Close to 64,200 people are currently serving as soldiers and military observers, and roughly 7,500 are in police forces. The Department of Peacekeeping Operations also employs nearly 5,250 international civilian personnel, over 11,300 local civilian personnel and approximately 1,720 United Nations volunteers. One hundred and eight countries contribute military and police personnel to UN peacekeeping operations.
The UN is the largest multilateral contributor to post-conflict stabilization worldwide. Only the United States deploys more military personnel in the field than the Department of Peacekeeping Operations. There is therefore still a long way to go before multilateralism is the most commonly used form of conflict resolution.
In 2005 alone, UN peacekeeping operations rotated 161,386 military and police personnel, made 864 flights into or out of the field, and carried 271,651 cubic meters of cargo.
The actions of peacekeepers are usually effective. Since 1945, UN peacekeepers have undertaken 60 field missions and negotiated 172 peace settlements that have not only ended regional conflicts, but also enabled people in more than 45 countries to take part in free and fair elections.
In 2005, the Department of Peacekeeping Operations successfully completed peacekeeping missions in Sierra Leone and Timor-Leste, and fulfilled its mandate of helping to establish domestic institutions and providing these as yet fragile societies with the opportunity to establish lasting peace.
Demining operations managed by the UN Mine Action Service, part of the Department of Peacekeeping Operations, facilitate the deployment of peacekeepers to Burundi, Eritrea, Ethiopia, Lebanon, Democratic Republic of the Congo and Sudan.
In terms of security, recent peacekeeping missions have been carried out in some of the most difficult and least governed areas ever encountered by international missions. These operations have provided practical assistance on the ground to extremely vulnerable populations. Peacekeepers are deployed to areas where others cannot or will not go and play a vital role by paving the way for the return to stability and, ultimately, for peace and long-term development.
There is also a clear correlation between the decrease in the number of civil wars and the increase in UN peacekeeping missions. The number of UN peacekeeping operations has more than quadrupled since the end of the Cold War. Since 1990, this renewed international activism has grown in scope and intensity, and the number of crises, wars and genocides has begun to diminish accordingly.
In addition to peacekeeping and security, the peacekeeping forces have, with increasing frequency, been responsible for supporting political processes, building legal systems, creating law enforcement and police forces, and disarming former combatants. For example, through their disarmament, demobilization and reintegration program, the United Nations mission in Sierra Leone alone has destroyed 42,330 weapons and more than 1.2 million bullets and shells. It has also disarmed 75,490 combatants, including 6,845 child combatants, and provided an allocation to and ensured the reintegration of nearly 55,000 veterans.

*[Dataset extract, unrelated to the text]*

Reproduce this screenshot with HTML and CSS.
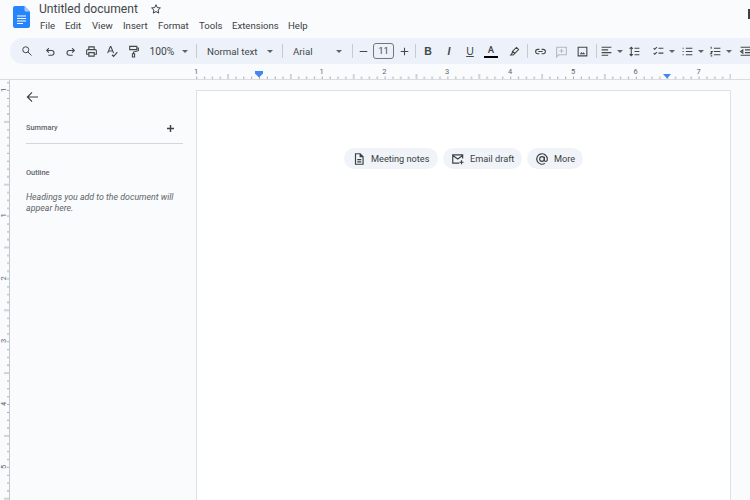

The United Nations mission in Timor-Leste has created a business women's group that trains women entering the public service and ensures that they are heard in the new government and structures of civil society. Today, women represent over 25% of parliamentarians in that country. That is one of the highest percentages of female parliamentarians in the world.
UN peacekeeping is cost-effective. A survey by Oxford University economists found that international military intervention under Chapter VII of the UN Charter—action taken when peace is under threat—is the most cost-effective means of reducing the risk of conflict in post-conflict societies.
The approved Department of Peacekeeping Operations budget for the period from July 1, 2005, to June 30, 2006, was approximately $5 billion. This represents 0.5% of global military spending. A study by the U.S. Government Accountability Office estimated that it would cost the U.S. about twice as much as the UN to conduct a peacekeeping operation similar to the UN stabilization mission in Haiti.
I will end here with those statistics and illustrations, because it has been proven that peacekeepers are a necessity and the Bloc Québécois is very proud of that.